_Exercise requirements_
Spot each line that carries the word "components"; copy those lines.

Records from a collection:
++++++++
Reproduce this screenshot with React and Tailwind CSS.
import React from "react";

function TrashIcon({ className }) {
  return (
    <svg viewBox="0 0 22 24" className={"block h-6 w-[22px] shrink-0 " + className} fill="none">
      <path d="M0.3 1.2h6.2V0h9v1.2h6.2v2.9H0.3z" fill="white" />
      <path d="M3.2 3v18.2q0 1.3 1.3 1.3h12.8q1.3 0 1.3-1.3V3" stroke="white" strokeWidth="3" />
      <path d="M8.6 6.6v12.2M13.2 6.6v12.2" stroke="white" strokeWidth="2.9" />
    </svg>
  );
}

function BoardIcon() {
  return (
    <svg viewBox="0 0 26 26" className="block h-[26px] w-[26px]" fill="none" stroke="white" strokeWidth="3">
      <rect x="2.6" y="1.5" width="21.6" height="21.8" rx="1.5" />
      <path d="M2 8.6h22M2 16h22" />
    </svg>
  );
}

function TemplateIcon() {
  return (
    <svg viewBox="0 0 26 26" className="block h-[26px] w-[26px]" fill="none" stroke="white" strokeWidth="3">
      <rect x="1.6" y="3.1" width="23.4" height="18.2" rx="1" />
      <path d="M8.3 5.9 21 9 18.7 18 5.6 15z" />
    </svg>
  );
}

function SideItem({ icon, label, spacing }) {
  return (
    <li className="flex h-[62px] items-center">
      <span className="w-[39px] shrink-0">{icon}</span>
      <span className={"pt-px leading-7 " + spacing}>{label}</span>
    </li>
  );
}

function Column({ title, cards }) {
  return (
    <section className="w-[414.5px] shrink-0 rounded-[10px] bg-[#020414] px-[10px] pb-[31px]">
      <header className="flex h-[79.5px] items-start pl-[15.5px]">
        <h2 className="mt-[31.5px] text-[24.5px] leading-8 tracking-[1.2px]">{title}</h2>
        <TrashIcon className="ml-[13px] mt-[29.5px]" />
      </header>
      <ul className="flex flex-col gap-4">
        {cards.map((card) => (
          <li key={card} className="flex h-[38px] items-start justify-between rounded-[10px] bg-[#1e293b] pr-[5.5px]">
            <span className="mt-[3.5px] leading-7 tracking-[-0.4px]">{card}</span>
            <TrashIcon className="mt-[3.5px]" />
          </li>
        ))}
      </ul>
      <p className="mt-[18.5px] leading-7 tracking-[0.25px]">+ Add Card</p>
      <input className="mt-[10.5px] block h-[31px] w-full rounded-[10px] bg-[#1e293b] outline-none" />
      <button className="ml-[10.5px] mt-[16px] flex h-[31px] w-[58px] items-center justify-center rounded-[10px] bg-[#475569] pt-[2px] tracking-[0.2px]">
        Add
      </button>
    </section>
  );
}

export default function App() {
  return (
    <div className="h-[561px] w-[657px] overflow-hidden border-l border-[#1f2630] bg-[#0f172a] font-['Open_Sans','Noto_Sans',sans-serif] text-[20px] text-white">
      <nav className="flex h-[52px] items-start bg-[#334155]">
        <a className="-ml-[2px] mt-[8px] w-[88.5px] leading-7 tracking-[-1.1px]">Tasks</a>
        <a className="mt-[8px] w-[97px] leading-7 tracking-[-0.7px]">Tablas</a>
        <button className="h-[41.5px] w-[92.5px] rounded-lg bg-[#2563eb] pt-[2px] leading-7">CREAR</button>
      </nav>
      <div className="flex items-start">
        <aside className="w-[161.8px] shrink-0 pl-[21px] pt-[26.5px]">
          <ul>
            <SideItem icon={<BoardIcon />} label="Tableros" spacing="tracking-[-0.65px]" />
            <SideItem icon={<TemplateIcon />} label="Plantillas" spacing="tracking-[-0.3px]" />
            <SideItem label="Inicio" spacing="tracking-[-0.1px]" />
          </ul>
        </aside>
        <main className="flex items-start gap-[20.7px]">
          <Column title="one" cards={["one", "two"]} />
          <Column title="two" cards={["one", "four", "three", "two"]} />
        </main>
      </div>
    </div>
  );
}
++++++++
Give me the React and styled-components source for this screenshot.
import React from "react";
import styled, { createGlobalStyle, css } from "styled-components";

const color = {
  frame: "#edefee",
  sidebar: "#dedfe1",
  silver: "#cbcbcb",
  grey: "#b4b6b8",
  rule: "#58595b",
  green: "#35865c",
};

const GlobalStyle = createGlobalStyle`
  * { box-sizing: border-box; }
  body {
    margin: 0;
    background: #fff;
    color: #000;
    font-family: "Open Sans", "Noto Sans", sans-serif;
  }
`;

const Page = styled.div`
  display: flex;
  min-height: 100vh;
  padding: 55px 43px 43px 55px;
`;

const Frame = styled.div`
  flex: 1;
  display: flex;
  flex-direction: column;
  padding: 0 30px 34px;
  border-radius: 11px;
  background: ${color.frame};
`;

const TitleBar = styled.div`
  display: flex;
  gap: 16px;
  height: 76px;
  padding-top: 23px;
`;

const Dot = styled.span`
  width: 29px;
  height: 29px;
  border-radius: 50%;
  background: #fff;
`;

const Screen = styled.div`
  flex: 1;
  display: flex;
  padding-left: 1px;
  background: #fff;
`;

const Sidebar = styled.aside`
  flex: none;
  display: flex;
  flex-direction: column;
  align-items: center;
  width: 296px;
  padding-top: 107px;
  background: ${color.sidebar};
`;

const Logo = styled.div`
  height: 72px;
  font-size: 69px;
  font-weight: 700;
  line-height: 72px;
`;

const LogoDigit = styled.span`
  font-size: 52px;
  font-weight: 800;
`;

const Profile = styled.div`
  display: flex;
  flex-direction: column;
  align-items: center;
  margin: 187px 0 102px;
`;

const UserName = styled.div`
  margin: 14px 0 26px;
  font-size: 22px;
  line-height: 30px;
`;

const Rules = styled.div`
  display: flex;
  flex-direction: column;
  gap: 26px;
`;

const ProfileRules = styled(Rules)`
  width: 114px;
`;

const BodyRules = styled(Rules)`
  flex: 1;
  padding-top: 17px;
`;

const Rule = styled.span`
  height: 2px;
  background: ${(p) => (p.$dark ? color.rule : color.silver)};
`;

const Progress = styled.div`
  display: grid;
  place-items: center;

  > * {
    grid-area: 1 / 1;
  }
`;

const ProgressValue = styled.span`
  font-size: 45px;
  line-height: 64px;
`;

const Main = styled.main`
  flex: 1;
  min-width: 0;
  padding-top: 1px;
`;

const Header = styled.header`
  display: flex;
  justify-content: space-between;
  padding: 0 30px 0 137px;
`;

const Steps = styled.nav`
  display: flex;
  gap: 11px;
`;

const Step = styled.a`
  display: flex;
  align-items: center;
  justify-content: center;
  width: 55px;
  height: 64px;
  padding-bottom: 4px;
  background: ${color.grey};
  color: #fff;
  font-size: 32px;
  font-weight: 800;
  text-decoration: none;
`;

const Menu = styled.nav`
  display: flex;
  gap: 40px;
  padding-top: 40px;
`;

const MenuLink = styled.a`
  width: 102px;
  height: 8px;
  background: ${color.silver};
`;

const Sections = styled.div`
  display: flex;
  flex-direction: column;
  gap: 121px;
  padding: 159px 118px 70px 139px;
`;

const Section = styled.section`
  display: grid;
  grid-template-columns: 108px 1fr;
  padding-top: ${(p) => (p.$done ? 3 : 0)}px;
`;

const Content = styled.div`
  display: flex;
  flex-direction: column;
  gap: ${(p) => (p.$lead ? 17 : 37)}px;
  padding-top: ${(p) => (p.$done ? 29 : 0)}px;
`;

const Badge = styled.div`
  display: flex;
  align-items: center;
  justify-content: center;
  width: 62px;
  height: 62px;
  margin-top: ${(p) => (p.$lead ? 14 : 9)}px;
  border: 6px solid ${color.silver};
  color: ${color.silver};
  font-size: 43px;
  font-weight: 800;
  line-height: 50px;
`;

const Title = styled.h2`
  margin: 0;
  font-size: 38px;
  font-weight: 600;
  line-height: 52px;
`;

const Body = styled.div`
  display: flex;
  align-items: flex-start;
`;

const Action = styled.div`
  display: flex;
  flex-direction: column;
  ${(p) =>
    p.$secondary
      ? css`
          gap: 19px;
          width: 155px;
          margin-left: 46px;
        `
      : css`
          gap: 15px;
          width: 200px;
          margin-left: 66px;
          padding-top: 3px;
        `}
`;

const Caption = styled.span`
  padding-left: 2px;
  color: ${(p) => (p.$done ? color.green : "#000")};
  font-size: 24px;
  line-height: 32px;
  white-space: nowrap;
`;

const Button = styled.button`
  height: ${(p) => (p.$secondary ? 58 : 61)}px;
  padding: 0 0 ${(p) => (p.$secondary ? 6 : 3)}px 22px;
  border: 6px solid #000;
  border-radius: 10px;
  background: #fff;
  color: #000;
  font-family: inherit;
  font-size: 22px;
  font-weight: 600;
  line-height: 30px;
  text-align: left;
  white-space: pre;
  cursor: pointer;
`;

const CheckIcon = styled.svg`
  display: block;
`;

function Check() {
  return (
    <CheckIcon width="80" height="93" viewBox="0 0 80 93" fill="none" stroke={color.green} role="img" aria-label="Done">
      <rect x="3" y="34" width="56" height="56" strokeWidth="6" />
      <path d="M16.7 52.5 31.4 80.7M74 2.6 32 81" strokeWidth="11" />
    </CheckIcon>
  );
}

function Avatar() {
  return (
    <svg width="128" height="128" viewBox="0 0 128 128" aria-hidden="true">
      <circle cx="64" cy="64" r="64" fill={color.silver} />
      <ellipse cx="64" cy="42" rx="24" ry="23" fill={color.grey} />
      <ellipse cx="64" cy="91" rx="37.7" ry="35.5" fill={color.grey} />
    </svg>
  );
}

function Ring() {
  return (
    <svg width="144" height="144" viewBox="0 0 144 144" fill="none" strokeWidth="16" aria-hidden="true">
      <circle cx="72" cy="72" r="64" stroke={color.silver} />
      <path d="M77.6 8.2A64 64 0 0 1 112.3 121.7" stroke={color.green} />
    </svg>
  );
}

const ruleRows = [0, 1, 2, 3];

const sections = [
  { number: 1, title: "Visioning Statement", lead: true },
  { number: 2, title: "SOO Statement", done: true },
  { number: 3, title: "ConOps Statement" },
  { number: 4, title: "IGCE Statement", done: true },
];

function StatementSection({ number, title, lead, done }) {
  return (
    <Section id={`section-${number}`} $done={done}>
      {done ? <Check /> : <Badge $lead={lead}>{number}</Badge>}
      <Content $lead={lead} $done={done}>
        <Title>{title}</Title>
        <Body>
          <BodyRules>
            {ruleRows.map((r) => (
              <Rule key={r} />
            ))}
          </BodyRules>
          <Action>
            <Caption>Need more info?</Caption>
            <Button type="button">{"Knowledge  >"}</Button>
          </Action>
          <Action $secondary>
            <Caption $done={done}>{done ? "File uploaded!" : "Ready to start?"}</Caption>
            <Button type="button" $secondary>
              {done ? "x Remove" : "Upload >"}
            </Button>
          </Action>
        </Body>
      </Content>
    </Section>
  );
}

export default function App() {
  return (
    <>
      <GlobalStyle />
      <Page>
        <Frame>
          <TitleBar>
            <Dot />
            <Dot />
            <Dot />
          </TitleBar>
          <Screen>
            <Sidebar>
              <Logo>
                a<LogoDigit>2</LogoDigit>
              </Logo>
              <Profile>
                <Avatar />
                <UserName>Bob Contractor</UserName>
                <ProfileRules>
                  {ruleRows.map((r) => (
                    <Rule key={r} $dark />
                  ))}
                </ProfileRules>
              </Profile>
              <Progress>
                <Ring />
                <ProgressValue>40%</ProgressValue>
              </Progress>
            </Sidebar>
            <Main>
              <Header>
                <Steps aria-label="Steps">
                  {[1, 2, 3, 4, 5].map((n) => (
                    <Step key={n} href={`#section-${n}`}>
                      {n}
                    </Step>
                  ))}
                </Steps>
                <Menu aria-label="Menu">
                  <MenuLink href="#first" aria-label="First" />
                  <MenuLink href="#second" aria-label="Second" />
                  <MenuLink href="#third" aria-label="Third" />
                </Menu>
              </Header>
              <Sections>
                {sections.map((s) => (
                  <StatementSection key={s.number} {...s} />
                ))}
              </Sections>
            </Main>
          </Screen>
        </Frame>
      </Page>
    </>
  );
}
++++++++
_Task output_
Give me the React and styled-components source for this screenshot.
import styled, { createGlobalStyle, css } from "styled-components";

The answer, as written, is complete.